题目链接
题意:
有一个\(n\)个节点的树,最少分成两个连通分量,最多分成\(k\)个连通分量,能否将树分成若干个连通分量,其权值异或值相同。
思路:
思路大致都想到了,但想复杂了。
若原本树的权值异或和为\(0\),任意切割一条边,都可以为两个异或和相等的连通分量。
若异或和为\(k\)(不为\(0\)),转化为是否能分成奇数个异或和为\(k\)的连通分量。由异或的性质,最终变为是否能分成三个异或和为\(k\)的联通分量。倒着遍历,若一个结点的子树与本身异或和为\(k\),就切割此子树。

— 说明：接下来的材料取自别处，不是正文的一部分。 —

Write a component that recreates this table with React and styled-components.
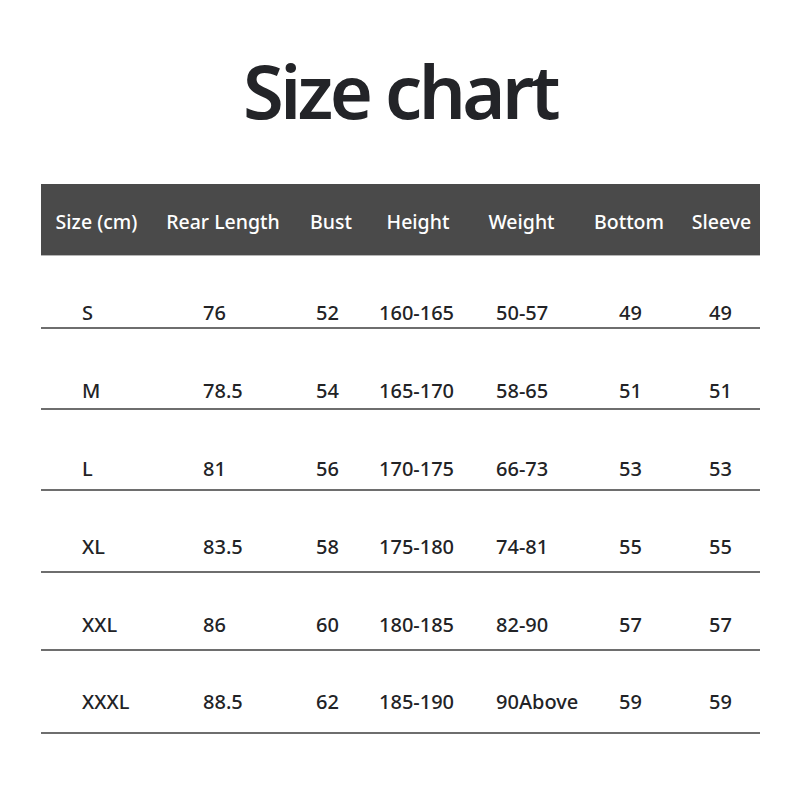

最终看切割的连通分量的个数是否大于\(3\)。
code:
#include <iostream>
#include <cstdio>
#include <string>
#include <cstring>
#include <algorithm>
#include <queue>
#include <vector>
#include <deque>
#include <cmath>
#include <ctime>
#include <map>
#include <set>
// #include <unordered_map>
#define fi first
#define se second
#define pb push_back
#define endl "\n"
#define debug(x) cout << #x << ":" << x << endl;
#define bug cout << "********" << endl;
#define all(x) x.begin(), x.end()
#define lowbit(x) x & -x
#define fin(x) freopen(x, "r", stdin)
#define fout(x) freopen(x, "w", stdout)
#define ull unsigned long long
#define ll long long
const double eps = 1e-15;
const int inf = 0x3f3f3f3f;
const ll INF = 0x3f3f3f3f3f3f3f3f;
const double pi = acos(-1.0);
const int mod = 1e9 + 7;
const int maxn = 2e5 + 10;
using namespace std;
int n, s[maxn], k, ans, xx[maxn];
vector<int> v[maxn];
int tot;
int dfs(int u, int fa){
xx[u] = s[u];
for(int to : v[u]){
if(to == fa)continue;
dfs(to, u);
xx[u] ^= xx[to];
}
if(xx[u] == ans){
tot ++;
xx[u] = 0;
}
return xx[u];
}
void solve(){
scanf("%d%d", &n, &k);
tot = ans = 0;
if(k == 1)return void(puts("NO"));
for(int i = 1; i <= n; i ++)v[i].clear(), xx[i] = 0;
for(int i = 1; i <= n; i ++)scanf("%d", &s[i]), ans ^= s[i];
for(int i = 1, a, b; i < n; i ++){
scanf("%d%d", &a, &b);
v[a].pb(b), v[b].pb(a);
}
if(!ans)return void(puts("YES"));
if(k <= 2)return void(puts("NO"));
dfs(1, 0);
tot ++;
if(tot >= 3)puts("YES");
else puts("NO");
}
int main(){
int t;
scanf("%d", &t);
while(t --)solve();
return 0;
}